EXERCISE GOAL:
Extract the lines from the first one in the records below through the line containing "ArrowLeft, ArrowRight, ChevronDown", keeping both ends and leaving out any pictures.

(Interface markup and scripts)
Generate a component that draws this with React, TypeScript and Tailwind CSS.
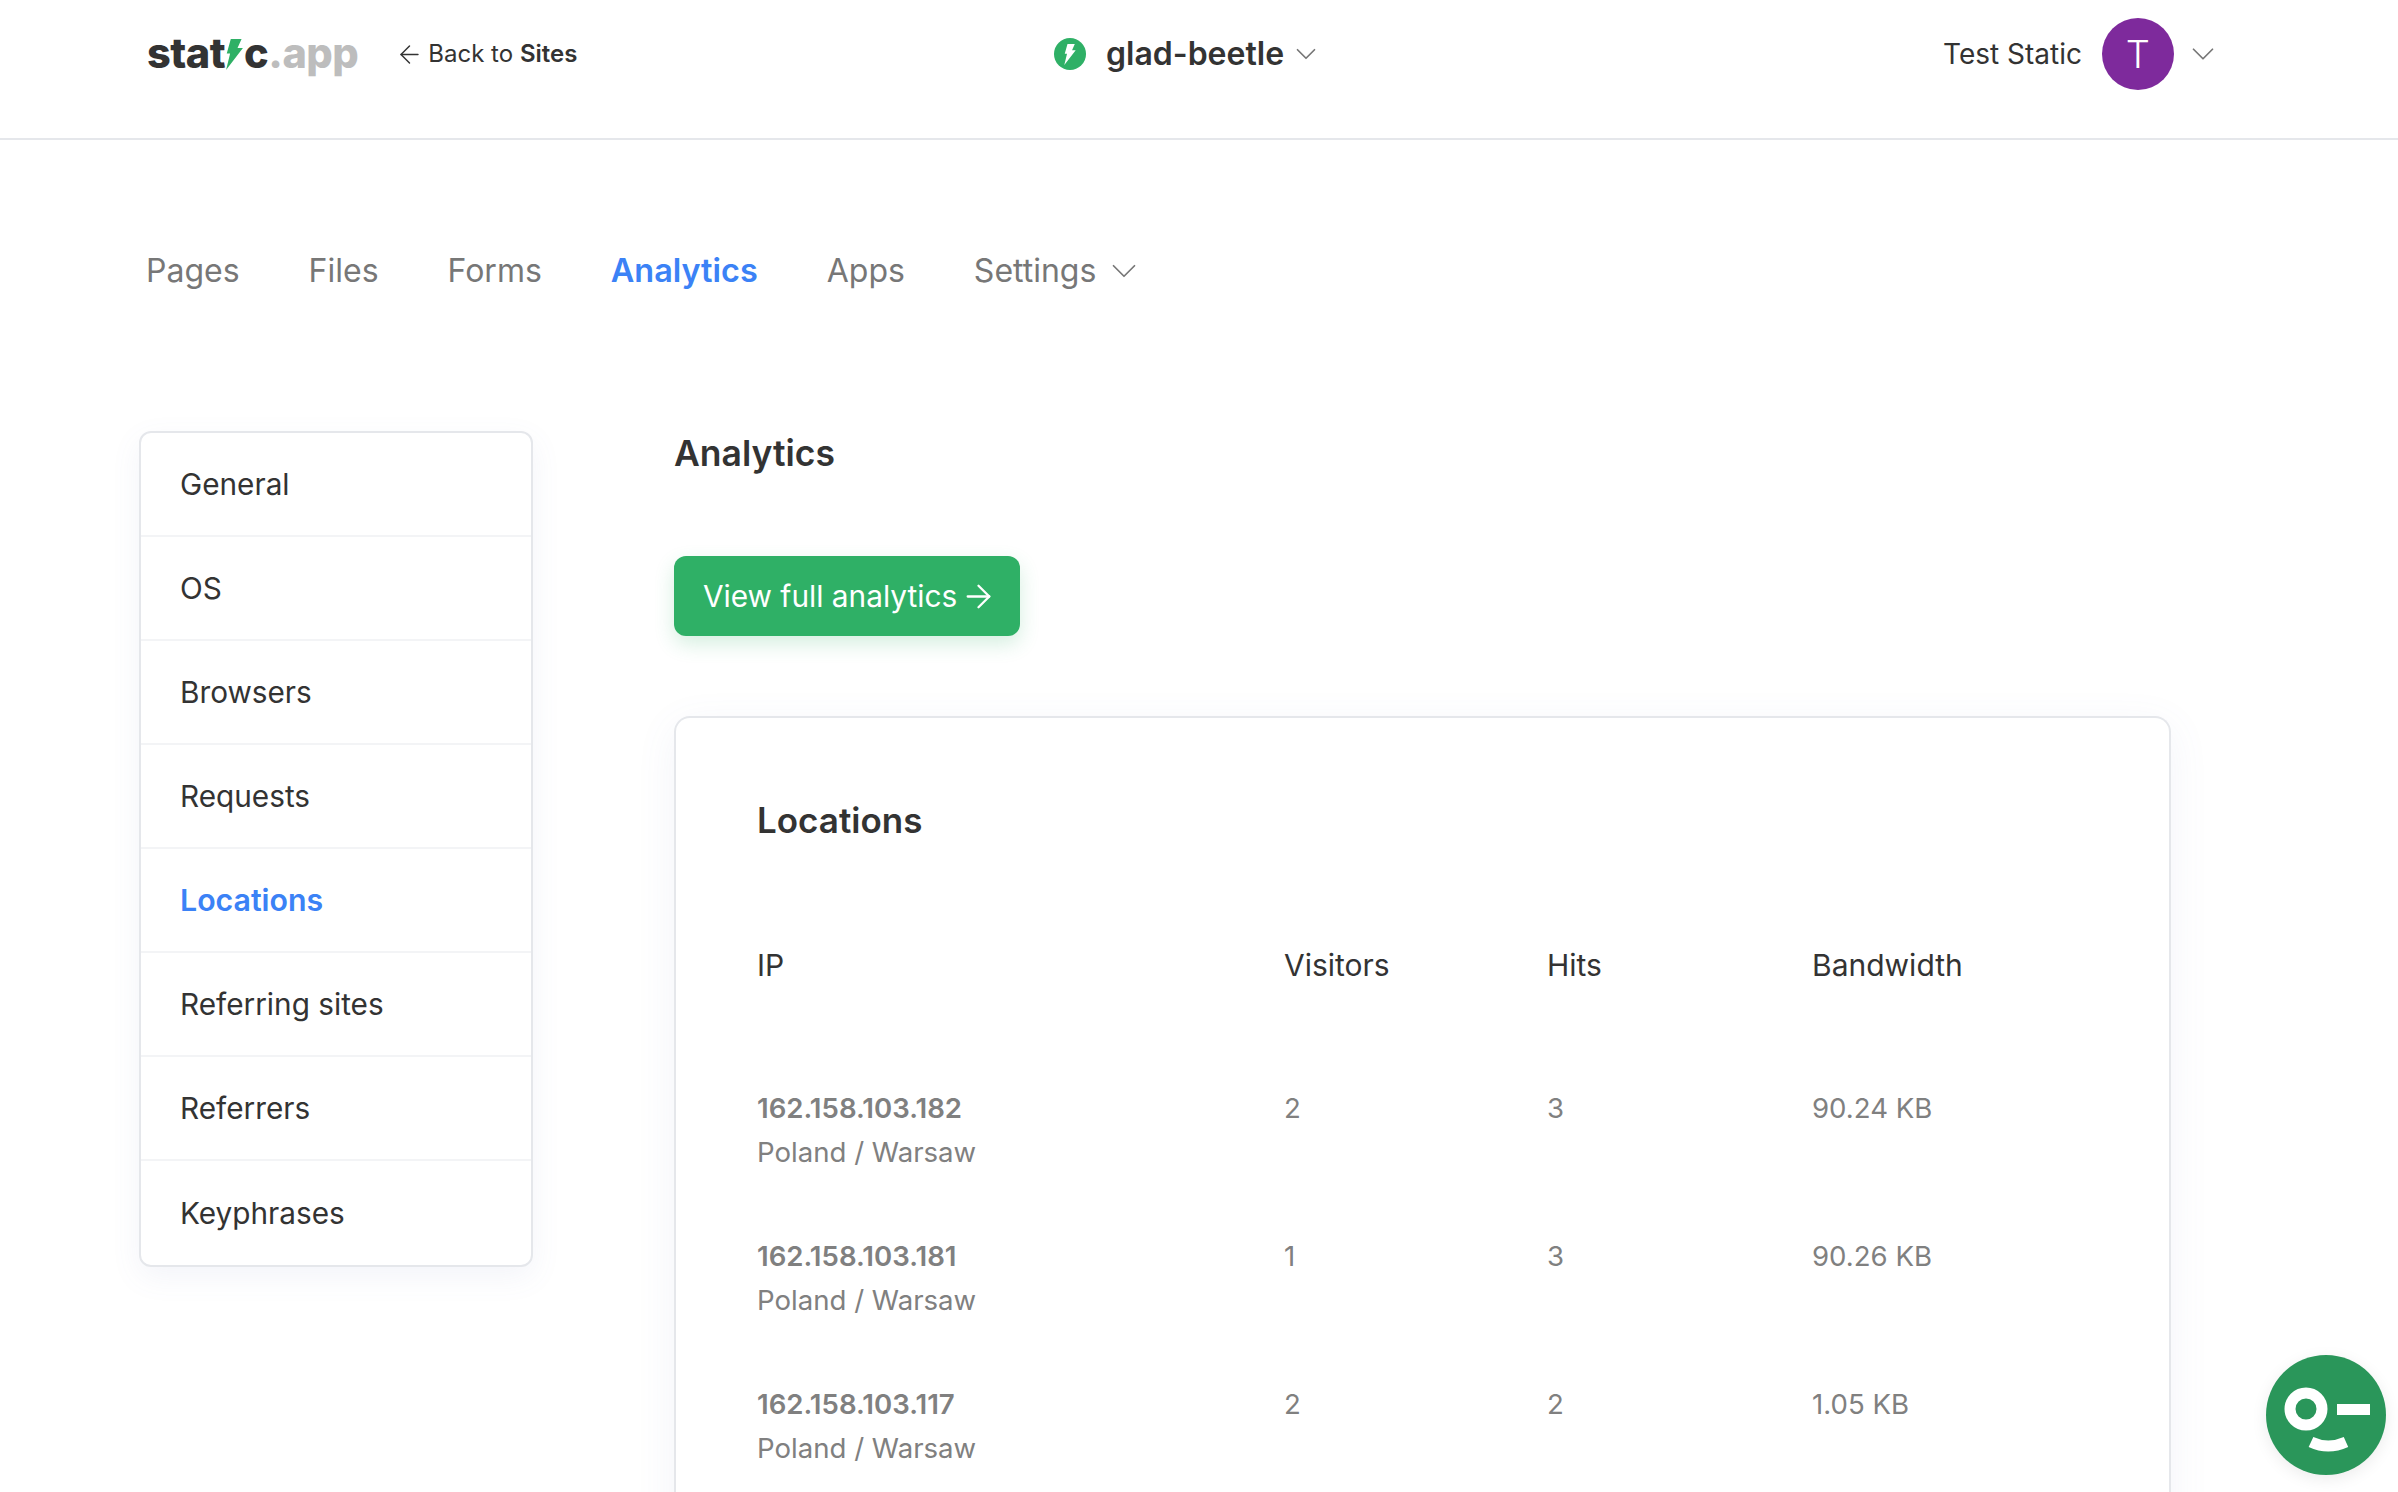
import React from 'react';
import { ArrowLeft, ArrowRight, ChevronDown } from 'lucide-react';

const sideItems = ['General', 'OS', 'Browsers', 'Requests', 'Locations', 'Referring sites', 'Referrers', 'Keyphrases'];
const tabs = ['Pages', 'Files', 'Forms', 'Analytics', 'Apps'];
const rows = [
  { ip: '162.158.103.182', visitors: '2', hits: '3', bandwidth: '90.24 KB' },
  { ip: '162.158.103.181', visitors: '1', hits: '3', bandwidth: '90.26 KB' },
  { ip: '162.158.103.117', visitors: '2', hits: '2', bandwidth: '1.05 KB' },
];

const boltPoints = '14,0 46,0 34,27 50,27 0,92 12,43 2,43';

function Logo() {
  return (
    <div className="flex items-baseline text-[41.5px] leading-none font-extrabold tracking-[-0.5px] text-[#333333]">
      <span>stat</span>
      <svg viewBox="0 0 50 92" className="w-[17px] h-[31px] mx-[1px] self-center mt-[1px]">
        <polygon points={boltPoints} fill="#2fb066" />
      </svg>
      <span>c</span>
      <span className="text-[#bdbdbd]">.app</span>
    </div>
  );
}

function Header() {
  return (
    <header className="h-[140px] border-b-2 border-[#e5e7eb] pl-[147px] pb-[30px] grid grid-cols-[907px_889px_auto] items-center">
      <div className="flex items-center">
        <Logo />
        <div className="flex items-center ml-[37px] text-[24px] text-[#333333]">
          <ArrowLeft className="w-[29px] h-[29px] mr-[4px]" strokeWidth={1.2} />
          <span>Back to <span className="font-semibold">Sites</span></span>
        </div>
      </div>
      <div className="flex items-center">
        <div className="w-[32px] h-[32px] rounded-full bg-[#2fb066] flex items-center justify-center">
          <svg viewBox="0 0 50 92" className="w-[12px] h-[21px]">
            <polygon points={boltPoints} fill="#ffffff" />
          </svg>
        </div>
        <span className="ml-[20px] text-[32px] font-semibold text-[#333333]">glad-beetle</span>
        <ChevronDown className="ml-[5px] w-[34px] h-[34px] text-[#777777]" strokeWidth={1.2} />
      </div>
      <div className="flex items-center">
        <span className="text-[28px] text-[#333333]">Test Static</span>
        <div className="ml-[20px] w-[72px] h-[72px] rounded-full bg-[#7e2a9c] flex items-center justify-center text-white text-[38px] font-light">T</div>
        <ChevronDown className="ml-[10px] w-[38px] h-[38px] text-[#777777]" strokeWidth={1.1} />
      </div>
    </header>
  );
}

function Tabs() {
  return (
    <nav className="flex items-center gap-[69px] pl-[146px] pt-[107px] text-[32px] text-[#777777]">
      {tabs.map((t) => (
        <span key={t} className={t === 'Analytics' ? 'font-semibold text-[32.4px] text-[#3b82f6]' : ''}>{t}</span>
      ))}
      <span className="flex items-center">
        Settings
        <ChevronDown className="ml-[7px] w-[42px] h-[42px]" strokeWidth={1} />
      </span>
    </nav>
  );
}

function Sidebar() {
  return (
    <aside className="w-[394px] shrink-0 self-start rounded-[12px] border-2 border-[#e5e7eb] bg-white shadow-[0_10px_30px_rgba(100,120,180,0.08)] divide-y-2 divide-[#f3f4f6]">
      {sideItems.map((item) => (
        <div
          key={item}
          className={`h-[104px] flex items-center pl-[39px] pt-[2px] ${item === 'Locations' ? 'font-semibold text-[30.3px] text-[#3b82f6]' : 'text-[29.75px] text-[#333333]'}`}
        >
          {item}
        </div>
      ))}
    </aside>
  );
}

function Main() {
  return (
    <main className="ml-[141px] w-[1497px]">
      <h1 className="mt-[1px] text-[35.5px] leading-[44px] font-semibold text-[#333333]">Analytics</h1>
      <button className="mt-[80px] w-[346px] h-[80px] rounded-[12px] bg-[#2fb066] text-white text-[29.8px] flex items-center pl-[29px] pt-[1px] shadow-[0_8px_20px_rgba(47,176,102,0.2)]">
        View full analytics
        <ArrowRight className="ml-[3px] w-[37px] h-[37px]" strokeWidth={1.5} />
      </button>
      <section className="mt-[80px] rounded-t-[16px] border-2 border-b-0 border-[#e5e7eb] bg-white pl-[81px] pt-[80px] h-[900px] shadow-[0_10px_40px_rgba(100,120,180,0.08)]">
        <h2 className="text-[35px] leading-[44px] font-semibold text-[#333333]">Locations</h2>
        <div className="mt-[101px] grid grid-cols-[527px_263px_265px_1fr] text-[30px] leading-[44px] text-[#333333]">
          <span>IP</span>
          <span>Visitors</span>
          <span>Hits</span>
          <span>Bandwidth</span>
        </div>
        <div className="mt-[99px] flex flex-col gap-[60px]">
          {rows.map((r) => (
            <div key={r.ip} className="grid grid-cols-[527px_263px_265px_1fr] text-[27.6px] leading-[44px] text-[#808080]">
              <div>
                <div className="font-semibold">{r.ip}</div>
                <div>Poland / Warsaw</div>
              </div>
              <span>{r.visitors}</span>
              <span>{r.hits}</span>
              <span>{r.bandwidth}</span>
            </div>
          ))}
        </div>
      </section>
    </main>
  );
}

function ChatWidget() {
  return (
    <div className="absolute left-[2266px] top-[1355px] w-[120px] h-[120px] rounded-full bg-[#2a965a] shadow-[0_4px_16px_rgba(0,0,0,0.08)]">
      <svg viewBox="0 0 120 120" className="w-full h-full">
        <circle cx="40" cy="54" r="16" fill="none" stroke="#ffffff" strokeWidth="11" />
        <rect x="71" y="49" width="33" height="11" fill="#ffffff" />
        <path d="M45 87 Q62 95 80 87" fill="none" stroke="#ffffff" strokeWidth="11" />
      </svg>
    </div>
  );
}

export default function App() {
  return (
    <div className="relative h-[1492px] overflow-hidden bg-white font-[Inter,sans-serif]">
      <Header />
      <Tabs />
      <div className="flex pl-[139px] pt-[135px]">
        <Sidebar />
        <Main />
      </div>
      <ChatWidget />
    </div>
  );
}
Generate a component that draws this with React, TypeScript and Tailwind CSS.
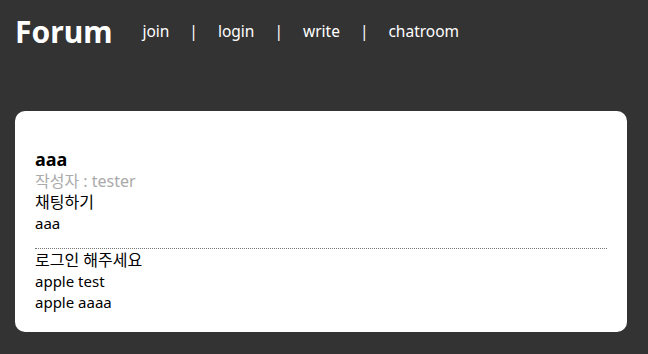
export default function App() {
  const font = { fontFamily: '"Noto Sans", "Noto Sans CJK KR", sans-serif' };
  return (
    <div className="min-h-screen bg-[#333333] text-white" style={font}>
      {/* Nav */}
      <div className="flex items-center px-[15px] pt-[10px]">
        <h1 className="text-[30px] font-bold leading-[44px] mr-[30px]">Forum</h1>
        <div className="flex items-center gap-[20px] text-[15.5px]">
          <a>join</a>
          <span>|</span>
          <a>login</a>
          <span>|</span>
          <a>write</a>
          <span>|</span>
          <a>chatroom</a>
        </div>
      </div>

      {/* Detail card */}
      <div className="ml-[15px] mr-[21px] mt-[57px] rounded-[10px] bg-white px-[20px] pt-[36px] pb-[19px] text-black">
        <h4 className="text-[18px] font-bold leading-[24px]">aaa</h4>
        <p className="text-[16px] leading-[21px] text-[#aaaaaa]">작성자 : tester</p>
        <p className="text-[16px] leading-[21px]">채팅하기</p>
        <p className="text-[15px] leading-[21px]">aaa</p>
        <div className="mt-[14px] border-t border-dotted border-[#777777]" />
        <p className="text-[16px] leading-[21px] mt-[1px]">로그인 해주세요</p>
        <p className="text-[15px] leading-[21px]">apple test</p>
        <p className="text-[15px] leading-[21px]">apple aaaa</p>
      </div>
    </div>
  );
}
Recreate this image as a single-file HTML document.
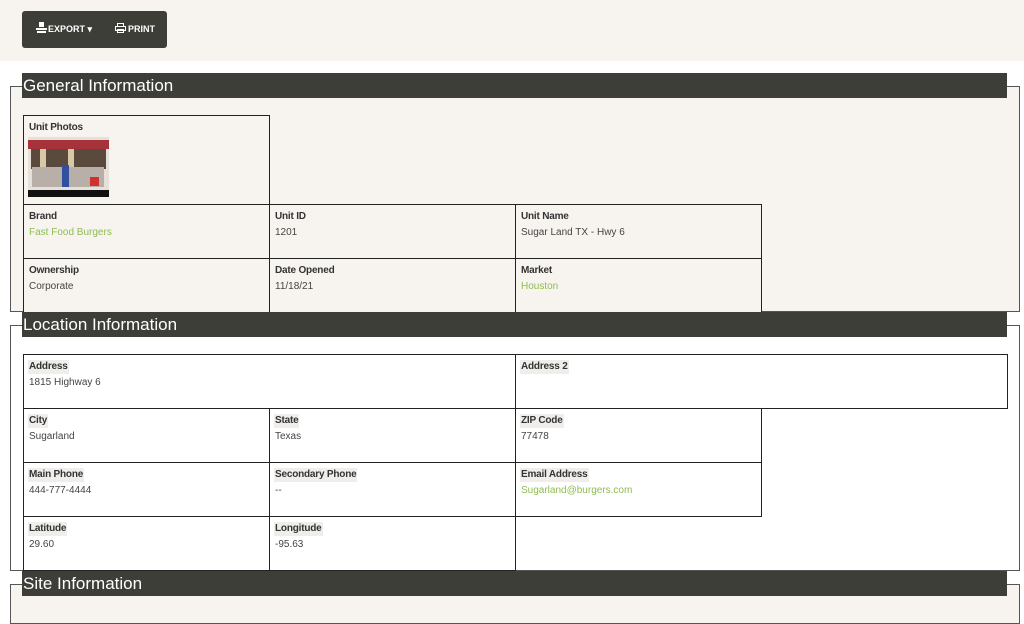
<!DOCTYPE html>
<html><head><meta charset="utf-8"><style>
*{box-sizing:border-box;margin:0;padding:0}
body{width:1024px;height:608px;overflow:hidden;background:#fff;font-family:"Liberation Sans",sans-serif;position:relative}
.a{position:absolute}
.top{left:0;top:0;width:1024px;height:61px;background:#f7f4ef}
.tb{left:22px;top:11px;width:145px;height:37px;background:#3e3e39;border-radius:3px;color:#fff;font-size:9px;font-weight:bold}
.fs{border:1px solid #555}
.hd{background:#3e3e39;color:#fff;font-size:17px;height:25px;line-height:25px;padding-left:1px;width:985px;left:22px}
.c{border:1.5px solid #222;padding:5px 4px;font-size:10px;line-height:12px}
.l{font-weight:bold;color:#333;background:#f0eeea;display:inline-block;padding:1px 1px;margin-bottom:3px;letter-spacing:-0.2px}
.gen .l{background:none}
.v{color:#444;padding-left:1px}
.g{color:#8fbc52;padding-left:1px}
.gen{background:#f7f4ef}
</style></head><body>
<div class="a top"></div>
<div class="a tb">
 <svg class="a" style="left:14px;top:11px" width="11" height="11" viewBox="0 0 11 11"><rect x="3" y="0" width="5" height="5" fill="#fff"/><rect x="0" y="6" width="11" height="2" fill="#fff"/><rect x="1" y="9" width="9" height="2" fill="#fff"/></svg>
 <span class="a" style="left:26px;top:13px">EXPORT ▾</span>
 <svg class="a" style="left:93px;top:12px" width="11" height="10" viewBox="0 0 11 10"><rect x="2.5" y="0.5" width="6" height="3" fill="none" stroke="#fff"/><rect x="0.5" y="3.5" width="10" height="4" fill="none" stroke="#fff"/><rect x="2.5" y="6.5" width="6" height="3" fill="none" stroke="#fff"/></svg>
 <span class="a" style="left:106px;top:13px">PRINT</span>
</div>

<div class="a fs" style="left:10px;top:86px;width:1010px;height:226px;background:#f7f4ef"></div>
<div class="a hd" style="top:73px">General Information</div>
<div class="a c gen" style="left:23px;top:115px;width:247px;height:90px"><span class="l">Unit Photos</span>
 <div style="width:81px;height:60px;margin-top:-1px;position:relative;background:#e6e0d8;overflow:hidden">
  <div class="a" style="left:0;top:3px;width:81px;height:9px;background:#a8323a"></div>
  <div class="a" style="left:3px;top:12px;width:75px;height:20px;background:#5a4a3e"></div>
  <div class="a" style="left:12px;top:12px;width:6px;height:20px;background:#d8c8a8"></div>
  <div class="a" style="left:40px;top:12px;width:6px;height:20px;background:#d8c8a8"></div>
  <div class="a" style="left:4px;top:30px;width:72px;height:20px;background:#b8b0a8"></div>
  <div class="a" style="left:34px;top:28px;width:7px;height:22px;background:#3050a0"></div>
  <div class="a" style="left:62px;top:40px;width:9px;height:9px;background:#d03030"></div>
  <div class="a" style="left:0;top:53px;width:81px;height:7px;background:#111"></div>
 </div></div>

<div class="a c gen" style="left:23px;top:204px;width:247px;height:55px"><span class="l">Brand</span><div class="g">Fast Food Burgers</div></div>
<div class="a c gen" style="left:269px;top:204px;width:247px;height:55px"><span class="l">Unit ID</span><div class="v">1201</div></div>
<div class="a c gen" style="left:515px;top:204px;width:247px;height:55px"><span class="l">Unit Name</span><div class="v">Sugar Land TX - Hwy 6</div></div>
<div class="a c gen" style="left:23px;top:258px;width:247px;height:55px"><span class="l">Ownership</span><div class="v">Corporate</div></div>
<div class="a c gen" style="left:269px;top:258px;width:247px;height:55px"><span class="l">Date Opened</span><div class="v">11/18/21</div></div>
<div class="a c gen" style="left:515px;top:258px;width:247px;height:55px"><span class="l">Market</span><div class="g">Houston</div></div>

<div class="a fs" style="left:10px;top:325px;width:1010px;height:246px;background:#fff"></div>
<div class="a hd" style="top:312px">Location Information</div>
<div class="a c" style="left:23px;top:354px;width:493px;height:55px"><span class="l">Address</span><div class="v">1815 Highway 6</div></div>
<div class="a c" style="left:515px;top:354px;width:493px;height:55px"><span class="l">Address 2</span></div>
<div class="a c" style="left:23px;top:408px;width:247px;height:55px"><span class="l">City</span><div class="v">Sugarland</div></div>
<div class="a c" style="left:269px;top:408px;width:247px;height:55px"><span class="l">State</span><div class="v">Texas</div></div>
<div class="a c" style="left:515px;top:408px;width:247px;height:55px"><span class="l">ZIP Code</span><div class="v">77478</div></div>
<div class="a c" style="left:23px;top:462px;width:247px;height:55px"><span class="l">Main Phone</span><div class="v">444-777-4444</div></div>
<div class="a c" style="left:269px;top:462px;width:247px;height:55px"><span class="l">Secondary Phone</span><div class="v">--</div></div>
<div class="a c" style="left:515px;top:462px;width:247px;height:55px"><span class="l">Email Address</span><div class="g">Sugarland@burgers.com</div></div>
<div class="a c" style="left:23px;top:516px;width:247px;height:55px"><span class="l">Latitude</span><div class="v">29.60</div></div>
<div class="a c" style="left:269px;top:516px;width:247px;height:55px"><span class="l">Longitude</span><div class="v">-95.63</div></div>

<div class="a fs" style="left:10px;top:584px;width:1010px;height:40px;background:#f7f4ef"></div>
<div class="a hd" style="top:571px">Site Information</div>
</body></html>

WRITTEN RESPONSE:
Generate a component that draws this with React, TypeScript and Tailwind CSS.
import React from 'react';
import { ArrowLeft, ArrowRight, ChevronDown } from 'lucide-react';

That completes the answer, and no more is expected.